What needs to be done
Search the material for the string "this" and copy each line where it occurs.
** Begin Recorded data **
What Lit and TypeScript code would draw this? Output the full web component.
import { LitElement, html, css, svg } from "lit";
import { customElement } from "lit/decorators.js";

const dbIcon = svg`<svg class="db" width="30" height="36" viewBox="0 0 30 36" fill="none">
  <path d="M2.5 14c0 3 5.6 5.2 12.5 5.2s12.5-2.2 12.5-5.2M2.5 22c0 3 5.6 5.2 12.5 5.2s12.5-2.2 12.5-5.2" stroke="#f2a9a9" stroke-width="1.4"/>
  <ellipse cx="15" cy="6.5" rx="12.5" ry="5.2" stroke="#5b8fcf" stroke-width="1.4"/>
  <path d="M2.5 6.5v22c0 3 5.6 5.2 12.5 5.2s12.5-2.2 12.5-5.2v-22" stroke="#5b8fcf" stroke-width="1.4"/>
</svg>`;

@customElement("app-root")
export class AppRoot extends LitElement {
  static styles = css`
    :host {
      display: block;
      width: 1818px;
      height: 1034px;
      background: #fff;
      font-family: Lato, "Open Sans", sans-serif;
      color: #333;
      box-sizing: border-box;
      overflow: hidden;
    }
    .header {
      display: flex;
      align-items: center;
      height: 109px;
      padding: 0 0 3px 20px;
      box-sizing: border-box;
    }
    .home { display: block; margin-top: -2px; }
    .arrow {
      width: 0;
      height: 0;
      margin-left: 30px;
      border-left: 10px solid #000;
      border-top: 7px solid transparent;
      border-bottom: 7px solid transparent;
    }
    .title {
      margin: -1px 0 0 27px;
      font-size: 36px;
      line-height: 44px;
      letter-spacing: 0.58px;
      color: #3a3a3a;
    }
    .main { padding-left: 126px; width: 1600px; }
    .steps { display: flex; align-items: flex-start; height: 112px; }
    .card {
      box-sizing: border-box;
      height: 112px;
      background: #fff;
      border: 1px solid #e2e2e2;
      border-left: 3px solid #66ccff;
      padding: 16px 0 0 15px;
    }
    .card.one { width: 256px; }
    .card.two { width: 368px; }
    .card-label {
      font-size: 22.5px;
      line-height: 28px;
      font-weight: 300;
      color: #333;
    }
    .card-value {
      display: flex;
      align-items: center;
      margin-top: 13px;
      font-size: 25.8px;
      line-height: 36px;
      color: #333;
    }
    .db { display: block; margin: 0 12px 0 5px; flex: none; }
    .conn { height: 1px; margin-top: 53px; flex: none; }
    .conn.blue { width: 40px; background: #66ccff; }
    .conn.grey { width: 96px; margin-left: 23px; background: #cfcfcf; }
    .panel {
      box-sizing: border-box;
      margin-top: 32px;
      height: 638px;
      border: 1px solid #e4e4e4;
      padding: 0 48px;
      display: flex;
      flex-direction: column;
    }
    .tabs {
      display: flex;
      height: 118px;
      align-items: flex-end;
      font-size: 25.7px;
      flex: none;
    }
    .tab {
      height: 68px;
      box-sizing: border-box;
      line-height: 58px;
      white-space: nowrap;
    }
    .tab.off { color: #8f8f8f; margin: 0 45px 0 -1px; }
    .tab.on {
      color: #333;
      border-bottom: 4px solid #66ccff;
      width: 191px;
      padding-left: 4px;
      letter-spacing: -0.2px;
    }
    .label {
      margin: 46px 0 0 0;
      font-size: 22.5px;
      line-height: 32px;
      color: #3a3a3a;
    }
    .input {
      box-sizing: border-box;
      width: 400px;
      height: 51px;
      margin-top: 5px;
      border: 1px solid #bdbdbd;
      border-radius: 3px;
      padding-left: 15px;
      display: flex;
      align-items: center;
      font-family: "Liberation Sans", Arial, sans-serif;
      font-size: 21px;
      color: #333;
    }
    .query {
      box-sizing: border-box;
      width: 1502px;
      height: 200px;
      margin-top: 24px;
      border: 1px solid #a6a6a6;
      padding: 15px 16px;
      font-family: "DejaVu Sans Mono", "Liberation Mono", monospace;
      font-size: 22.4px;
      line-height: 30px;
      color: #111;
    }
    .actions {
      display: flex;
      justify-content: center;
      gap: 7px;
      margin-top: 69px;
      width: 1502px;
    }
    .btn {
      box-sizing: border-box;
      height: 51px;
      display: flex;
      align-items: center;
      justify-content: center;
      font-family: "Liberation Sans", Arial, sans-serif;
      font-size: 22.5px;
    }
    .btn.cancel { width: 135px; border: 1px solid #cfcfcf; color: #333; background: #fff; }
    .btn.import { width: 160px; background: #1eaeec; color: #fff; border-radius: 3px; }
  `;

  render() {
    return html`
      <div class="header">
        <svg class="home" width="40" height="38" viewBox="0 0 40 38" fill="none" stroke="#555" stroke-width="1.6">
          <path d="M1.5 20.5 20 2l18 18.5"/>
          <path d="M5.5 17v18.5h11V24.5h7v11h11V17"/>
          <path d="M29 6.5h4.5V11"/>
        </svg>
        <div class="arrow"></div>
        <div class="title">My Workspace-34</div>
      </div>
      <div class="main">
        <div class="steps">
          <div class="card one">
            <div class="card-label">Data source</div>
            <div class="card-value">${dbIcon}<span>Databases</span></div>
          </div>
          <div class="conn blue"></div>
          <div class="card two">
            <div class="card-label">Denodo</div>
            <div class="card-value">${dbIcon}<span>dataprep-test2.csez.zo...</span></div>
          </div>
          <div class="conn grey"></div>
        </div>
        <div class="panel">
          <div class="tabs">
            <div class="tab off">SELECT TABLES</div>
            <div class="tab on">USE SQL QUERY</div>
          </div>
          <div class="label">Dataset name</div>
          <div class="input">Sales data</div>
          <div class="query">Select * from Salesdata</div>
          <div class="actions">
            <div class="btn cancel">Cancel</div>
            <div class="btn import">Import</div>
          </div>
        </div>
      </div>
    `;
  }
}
** End Recorded data **
** Begin Recorded data **
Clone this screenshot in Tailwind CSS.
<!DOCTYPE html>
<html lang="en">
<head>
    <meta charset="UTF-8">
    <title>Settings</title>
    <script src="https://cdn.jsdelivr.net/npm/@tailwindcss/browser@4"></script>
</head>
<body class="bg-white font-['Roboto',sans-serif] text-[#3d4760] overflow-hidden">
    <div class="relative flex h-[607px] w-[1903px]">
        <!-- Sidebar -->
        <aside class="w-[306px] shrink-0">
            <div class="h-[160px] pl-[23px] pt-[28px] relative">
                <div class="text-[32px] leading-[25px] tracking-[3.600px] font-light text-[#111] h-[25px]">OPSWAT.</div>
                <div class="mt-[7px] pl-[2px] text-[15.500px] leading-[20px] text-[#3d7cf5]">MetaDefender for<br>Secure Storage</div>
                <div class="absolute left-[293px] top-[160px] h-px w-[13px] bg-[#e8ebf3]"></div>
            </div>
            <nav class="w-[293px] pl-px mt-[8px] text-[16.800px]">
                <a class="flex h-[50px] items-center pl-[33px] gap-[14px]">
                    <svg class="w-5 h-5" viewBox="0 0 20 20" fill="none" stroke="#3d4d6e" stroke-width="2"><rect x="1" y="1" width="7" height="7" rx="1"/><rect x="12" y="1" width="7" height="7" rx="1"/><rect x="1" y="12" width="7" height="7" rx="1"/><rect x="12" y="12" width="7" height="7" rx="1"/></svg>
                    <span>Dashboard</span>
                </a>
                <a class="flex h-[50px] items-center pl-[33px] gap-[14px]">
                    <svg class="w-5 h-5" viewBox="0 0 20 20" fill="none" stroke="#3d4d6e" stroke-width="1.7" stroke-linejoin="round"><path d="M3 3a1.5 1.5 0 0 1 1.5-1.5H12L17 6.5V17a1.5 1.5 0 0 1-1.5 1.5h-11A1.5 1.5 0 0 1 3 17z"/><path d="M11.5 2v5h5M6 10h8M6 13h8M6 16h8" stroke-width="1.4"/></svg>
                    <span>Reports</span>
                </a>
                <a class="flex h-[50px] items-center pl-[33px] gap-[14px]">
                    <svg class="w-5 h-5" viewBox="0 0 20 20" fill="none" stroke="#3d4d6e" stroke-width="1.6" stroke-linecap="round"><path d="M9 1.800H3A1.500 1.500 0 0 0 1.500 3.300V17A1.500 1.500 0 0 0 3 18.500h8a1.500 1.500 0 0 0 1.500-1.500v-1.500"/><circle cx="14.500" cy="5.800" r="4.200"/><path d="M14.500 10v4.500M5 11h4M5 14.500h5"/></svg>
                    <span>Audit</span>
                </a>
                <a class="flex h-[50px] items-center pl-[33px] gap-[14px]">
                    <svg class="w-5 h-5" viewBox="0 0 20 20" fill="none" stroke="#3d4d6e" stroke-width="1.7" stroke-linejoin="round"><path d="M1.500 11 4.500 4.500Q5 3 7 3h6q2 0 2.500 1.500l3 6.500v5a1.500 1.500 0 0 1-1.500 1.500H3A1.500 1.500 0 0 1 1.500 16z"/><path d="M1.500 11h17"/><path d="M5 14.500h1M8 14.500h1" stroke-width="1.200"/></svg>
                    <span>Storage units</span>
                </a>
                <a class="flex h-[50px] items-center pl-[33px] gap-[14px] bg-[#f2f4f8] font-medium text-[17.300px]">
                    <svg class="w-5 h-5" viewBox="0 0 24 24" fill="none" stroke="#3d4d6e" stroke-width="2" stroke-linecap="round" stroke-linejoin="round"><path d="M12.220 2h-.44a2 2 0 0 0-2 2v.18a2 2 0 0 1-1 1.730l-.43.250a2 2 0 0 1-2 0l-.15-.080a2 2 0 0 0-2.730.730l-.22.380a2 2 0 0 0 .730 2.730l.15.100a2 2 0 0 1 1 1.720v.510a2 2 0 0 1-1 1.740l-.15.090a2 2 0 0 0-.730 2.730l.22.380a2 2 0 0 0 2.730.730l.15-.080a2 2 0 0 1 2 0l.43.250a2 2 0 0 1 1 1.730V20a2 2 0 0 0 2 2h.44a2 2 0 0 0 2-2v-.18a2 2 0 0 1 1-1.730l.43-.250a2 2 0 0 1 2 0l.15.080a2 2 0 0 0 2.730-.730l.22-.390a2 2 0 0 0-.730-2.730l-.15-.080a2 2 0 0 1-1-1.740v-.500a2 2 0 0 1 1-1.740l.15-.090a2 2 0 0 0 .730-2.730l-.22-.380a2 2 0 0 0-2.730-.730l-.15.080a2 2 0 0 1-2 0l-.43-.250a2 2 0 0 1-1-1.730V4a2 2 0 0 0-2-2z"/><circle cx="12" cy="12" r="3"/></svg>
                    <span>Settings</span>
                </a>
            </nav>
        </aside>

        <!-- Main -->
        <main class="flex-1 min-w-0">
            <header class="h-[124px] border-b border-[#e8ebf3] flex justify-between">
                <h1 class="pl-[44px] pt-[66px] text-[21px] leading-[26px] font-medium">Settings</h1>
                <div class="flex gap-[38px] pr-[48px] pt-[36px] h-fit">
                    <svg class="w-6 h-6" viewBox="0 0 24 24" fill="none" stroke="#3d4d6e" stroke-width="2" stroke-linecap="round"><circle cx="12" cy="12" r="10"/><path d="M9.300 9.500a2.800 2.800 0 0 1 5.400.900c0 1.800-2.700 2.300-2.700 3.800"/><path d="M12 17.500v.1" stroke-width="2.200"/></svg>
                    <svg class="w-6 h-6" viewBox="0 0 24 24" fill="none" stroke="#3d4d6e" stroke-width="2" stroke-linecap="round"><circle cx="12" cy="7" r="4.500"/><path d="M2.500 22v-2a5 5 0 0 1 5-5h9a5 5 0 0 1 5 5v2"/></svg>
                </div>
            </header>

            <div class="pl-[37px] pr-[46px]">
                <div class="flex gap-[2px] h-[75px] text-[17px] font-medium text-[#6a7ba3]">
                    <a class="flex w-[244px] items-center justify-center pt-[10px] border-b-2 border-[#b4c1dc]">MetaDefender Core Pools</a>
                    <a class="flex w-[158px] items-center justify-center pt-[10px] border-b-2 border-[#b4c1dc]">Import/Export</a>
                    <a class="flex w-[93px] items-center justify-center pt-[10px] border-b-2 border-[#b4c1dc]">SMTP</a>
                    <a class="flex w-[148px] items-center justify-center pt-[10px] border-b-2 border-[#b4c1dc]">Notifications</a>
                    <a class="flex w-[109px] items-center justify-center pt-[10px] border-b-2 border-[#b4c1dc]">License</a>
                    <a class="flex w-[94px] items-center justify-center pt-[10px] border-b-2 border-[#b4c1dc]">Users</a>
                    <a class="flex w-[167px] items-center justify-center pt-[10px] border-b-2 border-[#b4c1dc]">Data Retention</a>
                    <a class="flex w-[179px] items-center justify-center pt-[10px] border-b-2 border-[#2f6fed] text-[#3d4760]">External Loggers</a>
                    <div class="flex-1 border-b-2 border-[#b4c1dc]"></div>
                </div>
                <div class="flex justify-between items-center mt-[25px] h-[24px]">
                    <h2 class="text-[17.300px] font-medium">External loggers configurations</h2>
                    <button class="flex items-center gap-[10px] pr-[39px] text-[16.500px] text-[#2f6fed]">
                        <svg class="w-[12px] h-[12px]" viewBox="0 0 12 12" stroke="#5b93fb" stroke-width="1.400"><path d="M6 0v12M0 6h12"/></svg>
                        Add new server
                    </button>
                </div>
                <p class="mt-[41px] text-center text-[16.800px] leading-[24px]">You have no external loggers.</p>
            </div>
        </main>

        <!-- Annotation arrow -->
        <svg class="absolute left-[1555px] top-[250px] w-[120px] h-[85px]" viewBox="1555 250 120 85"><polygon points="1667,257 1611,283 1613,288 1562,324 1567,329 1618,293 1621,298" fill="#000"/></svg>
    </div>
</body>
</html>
** End Recorded data **
The output
What Lit and TypeScript code would draw this? Output the full web component.
Clone this screenshot in Tailwind CSS.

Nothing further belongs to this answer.